Directions >>
Repeat, exactly and in full, the lines of the listing below, but without any pictures.

Data block >>
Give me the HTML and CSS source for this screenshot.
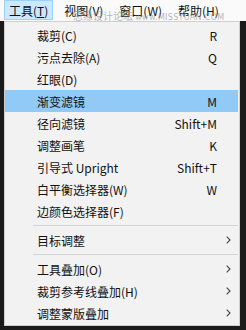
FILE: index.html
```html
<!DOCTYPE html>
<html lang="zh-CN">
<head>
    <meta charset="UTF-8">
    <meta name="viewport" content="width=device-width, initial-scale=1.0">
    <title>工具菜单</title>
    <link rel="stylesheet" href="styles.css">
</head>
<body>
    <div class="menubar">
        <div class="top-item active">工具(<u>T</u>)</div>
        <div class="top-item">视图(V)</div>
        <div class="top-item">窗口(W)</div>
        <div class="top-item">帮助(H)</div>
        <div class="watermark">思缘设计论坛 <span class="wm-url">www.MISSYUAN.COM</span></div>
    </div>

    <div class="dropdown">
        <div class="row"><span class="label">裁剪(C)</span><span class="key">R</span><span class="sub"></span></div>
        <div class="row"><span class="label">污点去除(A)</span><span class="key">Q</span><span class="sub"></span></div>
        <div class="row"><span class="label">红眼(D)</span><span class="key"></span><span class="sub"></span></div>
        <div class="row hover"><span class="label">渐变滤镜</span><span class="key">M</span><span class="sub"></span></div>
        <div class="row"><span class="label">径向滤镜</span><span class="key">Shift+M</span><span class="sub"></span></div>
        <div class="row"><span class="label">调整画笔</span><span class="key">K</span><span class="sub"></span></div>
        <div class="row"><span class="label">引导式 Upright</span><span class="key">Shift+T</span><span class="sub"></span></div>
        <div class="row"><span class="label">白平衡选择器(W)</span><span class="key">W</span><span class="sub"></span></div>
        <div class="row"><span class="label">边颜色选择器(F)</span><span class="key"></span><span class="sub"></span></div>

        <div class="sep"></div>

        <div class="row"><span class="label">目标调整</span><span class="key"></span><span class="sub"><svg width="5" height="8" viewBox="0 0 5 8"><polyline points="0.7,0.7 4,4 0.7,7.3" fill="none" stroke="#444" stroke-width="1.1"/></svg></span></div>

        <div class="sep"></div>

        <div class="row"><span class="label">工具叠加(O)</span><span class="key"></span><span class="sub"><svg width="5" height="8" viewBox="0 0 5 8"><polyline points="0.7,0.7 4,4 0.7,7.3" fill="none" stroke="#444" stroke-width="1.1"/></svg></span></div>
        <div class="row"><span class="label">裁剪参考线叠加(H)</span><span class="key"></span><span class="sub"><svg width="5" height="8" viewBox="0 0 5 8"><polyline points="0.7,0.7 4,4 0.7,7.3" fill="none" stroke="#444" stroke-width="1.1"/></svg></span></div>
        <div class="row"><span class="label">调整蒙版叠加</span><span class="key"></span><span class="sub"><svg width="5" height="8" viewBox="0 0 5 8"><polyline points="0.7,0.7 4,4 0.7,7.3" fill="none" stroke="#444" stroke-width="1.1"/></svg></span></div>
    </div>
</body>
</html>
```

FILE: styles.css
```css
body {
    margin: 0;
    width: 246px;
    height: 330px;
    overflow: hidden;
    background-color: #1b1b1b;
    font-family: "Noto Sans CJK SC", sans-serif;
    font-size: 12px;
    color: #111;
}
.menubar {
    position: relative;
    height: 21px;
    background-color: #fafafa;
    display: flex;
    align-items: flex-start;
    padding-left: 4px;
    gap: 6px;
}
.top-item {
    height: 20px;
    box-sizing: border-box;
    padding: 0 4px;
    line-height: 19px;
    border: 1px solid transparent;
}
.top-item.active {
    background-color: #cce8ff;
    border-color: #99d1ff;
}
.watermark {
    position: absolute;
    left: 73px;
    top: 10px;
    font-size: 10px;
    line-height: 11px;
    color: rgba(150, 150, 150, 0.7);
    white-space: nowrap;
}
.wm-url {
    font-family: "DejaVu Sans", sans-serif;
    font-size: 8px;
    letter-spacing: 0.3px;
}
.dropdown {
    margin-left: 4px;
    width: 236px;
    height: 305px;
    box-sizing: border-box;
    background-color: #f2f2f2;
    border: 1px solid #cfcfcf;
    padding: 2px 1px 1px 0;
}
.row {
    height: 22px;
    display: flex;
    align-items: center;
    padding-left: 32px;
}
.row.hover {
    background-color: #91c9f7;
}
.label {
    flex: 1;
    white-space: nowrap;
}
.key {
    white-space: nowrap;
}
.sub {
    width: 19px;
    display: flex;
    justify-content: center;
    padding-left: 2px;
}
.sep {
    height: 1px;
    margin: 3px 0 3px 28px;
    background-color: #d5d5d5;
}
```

Result of the task >>
Give me the HTML and CSS source for this screenshot.
FILE: index.html
```html
<!DOCTYPE html>
<html lang="zh-CN">
<head>
    <meta charset="UTF-8">
    <meta name="viewport" content="width=device-width, initial-scale=1.0">
    <title>工具菜单</title>
    <link rel="stylesheet" href="styles.css">
</head>
<body>
    <div class="menubar">
        <div class="top-item active">工具(<u>T</u>)</div>
        <div class="top-item">视图(V)</div>
        <div class="top-item">窗口(W)</div>
        <div class="top-item">帮助(H)</div>
        <div class="watermark">思缘设计论坛 <span class="wm-url">www.MISSYUAN.COM</span></div>
    </div>

    <div class="dropdown">
        <div class="row"><span class="label">裁剪(C)</span><span class="key">R</span><span class="sub"></span></div>
        <div class="row"><span class="label">污点去除(A)</span><span class="key">Q</span><span class="sub"></span></div>
        <div class="row"><span class="label">红眼(D)</span><span class="key"></span><span class="sub"></span></div>
        <div class="row hover"><span class="label">渐变滤镜</span><span class="key">M</span><span class="sub"></span></div>
        <div class="row"><span class="label">径向滤镜</span><span class="key">Shift+M</span><span class="sub"></span></div>
        <div class="row"><span class="label">调整画笔</span><span class="key">K</span><span class="sub"></span></div>
        <div class="row"><span class="label">引导式 Upright</span><span class="key">Shift+T</span><span class="sub"></span></div>
        <div class="row"><span class="label">白平衡选择器(W)</span><span class="key">W</span><span class="sub"></span></div>
        <div class="row"><span class="label">边颜色选择器(F)</span><span class="key"></span><span class="sub"></span></div>

        <div class="sep"></div>

        <div class="row"><span class="label">目标调整</span><span class="key"></span><span class="sub"><svg width="5" height="8" viewBox="0 0 5 8"><polyline points="0.7,0.7 4,4 0.7,7.3" fill="none" stroke="#444" stroke-width="1.1"/></svg></span></div>

        <div class="sep"></div>

        <div class="row"><span class="label">工具叠加(O)</span><span class="key"></span><span class="sub"><svg width="5" height="8" viewBox="0 0 5 8"><polyline points="0.7,0.7 4,4 0.7,7.3" fill="none" stroke="#444" stroke-width="1.1"/></svg></span></div>
        <div class="row"><span class="label">裁剪参考线叠加(H)</span><span class="key"></span><span class="sub"><svg width="5" height="8" viewBox="0 0 5 8"><polyline points="0.7,0.7 4,4 0.7,7.3" fill="none" stroke="#444" stroke-width="1.1"/></svg></span></div>
        <div class="row"><span class="label">调整蒙版叠加</span><span class="key"></span><span class="sub"><svg width="5" height="8" viewBox="0 0 5 8"><polyline points="0.7,0.7 4,4 0.7,7.3" fill="none" stroke="#444" stroke-width="1.1"/></svg></span></div>
    </div>
</body>
</html>
```

FILE: styles.css
```css
body {
    margin: 0;
    width: 246px;
    height: 330px;
    overflow: hidden;
    background-color: #1b1b1b;
    font-family: "Noto Sans CJK SC", sans-serif;
    font-size: 12px;
    color: #111;
}
.menubar {
    position: relative;
    height: 21px;
    background-color: #fafafa;
    display: flex;
    align-items: flex-start;
    padding-left: 4px;
    gap: 6px;
}
.top-item {
    height: 20px;
    box-sizing: border-box;
    padding: 0 4px;
    line-height: 19px;
    border: 1px solid transparent;
}
.top-item.active {
    background-color: #cce8ff;
    border-color: #99d1ff;
}
.watermark {
    position: absolute;
    left: 73px;
    top: 10px;
    font-size: 10px;
    line-height: 11px;
    color: rgba(150, 150, 150, 0.7);
    white-space: nowrap;
}
.wm-url {
    font-family: "DejaVu Sans", sans-serif;
    font-size: 8px;
    letter-spacing: 0.3px;
}
.dropdown {
    margin-left: 4px;
    width: 236px;
    height: 305px;
    box-sizing: border-box;
    background-color: #f2f2f2;
    border: 1px solid #cfcfcf;
    padding: 2px 1px 1px 0;
}
.row {
    height: 22px;
    display: flex;
    align-items: center;
    padding-left: 32px;
}
.row.hover {
    background-color: #91c9f7;
}
.label {
    flex: 1;
    white-space: nowrap;
}
.key {
    white-space: nowrap;
}
.sub {
    width: 19px;
    display: flex;
    justify-content: center;
    padding-left: 2px;
}
.sep {
    height: 1px;
    margin: 3px 0 3px 28px;
    background-color: #d5d5d5;
}
```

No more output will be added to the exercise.